→ **WHAT THIS TASK INVOLVES**: How many lines of the records hold the string "screenshot"? Reply with the number alone.

→ **EXTRACTED RECORDS**:
┌────────

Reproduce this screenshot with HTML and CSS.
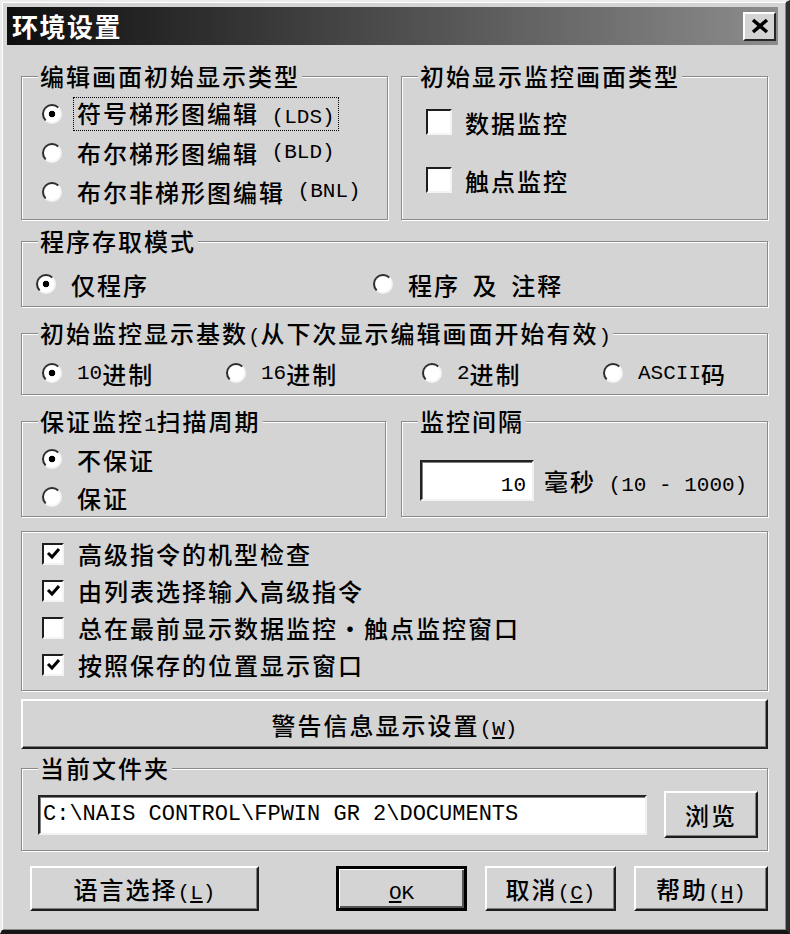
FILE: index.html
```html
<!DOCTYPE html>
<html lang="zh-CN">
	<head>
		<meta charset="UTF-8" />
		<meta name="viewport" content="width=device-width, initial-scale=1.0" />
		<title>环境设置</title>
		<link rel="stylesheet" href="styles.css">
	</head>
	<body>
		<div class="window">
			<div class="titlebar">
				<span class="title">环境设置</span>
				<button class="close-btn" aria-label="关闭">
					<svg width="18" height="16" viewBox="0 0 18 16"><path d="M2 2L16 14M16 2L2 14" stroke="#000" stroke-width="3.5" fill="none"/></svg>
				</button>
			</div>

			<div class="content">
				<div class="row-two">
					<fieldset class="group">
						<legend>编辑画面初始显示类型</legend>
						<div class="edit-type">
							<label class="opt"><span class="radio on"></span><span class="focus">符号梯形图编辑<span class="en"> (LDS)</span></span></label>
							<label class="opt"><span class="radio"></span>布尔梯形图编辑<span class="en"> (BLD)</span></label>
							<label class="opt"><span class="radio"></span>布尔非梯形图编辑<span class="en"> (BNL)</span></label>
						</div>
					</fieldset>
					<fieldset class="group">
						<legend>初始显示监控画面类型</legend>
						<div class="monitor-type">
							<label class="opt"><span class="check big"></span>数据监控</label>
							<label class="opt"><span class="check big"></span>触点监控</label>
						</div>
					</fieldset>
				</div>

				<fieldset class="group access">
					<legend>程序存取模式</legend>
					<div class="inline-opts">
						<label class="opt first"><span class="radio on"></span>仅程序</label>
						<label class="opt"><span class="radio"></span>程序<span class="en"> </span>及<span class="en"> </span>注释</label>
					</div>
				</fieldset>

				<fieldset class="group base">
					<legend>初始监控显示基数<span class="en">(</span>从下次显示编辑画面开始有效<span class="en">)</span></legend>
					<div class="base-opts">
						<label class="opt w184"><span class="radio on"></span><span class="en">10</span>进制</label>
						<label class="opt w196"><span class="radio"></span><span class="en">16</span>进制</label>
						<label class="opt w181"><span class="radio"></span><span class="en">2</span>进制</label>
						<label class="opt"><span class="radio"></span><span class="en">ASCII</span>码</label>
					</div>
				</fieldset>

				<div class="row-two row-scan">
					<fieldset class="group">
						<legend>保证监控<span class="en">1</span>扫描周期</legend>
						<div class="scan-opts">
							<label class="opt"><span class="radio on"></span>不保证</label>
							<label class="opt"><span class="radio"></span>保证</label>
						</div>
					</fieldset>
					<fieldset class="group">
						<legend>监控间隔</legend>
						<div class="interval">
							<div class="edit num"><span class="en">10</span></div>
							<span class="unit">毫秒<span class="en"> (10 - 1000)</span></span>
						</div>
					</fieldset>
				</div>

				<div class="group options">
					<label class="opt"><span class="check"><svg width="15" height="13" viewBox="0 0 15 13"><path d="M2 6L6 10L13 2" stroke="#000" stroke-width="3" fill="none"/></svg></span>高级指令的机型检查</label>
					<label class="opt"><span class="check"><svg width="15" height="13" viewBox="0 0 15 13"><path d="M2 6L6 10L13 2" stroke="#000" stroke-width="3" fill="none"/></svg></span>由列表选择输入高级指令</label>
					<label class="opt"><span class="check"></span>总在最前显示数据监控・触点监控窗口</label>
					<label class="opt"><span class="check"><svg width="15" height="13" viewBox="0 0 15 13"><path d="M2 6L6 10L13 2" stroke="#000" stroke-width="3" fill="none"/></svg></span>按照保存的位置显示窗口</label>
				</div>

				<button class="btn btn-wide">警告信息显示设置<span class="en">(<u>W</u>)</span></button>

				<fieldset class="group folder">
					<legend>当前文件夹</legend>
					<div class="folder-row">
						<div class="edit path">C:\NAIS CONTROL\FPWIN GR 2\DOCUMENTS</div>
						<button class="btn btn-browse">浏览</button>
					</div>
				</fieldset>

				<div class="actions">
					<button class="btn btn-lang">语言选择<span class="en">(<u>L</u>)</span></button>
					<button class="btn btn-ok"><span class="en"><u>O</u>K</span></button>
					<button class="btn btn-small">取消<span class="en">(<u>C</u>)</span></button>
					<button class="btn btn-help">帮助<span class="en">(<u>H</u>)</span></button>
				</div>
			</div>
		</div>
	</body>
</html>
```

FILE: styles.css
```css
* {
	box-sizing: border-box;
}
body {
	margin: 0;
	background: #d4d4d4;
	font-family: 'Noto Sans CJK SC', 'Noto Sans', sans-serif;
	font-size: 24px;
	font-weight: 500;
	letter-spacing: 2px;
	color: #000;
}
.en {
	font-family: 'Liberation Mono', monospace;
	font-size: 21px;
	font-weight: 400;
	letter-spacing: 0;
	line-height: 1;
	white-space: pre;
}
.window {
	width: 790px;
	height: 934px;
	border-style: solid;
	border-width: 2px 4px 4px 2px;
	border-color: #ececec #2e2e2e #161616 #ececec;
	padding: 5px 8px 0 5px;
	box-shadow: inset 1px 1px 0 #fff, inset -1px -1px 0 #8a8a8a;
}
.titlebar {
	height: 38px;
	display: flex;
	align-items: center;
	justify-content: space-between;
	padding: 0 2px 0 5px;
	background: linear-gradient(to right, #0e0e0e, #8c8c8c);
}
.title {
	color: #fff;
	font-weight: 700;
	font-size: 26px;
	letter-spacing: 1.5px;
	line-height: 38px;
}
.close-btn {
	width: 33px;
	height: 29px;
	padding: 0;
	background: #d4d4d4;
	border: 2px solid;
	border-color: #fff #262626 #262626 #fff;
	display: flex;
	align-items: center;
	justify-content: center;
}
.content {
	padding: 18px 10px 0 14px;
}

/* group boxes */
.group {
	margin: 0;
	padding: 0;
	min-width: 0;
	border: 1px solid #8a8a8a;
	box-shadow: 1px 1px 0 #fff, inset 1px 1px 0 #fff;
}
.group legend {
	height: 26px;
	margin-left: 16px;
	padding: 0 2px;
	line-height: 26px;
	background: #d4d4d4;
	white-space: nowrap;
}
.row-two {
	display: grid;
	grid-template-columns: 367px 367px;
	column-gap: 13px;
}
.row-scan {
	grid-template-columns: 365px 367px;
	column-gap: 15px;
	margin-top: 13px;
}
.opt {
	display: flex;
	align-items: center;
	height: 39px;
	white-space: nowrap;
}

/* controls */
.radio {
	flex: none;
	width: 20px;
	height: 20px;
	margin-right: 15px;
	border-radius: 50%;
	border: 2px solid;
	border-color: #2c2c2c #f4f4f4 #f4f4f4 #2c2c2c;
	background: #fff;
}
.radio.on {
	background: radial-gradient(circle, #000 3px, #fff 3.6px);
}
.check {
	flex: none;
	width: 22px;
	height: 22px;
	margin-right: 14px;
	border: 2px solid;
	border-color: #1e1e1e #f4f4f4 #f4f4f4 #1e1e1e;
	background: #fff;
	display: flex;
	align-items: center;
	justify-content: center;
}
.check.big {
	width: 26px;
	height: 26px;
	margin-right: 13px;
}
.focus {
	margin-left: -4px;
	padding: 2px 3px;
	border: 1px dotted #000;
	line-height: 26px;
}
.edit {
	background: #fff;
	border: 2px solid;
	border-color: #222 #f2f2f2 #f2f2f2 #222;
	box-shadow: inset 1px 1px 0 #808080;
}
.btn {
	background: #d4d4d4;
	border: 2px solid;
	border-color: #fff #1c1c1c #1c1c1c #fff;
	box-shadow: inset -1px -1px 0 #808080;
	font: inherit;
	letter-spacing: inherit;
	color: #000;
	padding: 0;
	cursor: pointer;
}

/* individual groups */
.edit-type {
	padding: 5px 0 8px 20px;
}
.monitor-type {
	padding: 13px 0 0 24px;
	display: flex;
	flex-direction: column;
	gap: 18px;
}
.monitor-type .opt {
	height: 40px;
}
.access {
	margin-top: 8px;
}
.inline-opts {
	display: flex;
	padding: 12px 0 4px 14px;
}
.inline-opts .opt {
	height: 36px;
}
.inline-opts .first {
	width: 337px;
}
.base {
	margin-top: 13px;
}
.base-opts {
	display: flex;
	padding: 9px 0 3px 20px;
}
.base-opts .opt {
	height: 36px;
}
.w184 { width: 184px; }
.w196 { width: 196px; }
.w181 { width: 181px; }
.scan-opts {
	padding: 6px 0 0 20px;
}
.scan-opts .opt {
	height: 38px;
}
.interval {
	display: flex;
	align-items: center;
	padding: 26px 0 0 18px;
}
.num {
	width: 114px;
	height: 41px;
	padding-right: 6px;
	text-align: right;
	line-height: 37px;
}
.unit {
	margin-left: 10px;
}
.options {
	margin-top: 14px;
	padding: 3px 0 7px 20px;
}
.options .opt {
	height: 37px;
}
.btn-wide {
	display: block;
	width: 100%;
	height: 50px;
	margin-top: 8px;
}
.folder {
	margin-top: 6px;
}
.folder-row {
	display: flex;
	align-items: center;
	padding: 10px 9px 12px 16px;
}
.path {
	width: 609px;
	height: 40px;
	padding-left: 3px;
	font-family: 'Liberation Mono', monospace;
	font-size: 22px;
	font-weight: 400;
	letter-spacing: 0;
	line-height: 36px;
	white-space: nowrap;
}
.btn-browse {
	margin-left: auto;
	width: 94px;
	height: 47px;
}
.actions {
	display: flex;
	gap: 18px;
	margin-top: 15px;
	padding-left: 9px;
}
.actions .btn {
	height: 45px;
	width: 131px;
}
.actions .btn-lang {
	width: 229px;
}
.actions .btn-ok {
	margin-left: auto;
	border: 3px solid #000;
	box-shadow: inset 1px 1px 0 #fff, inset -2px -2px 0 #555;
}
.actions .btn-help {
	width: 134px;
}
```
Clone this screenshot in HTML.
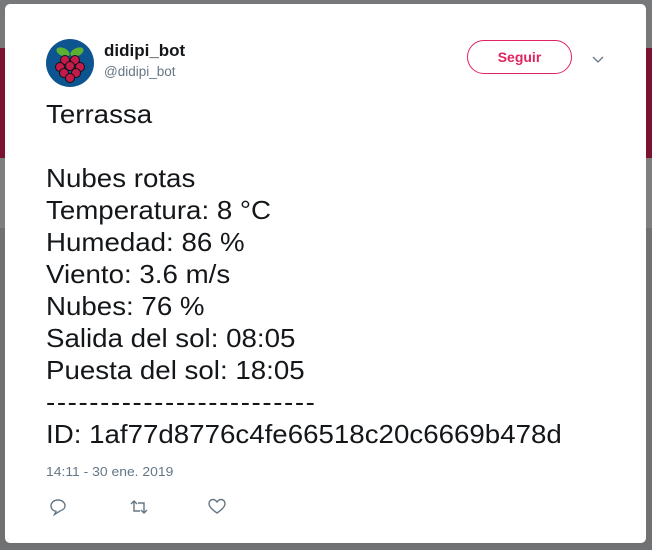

└────────

→ **THE SOLUTION**: 2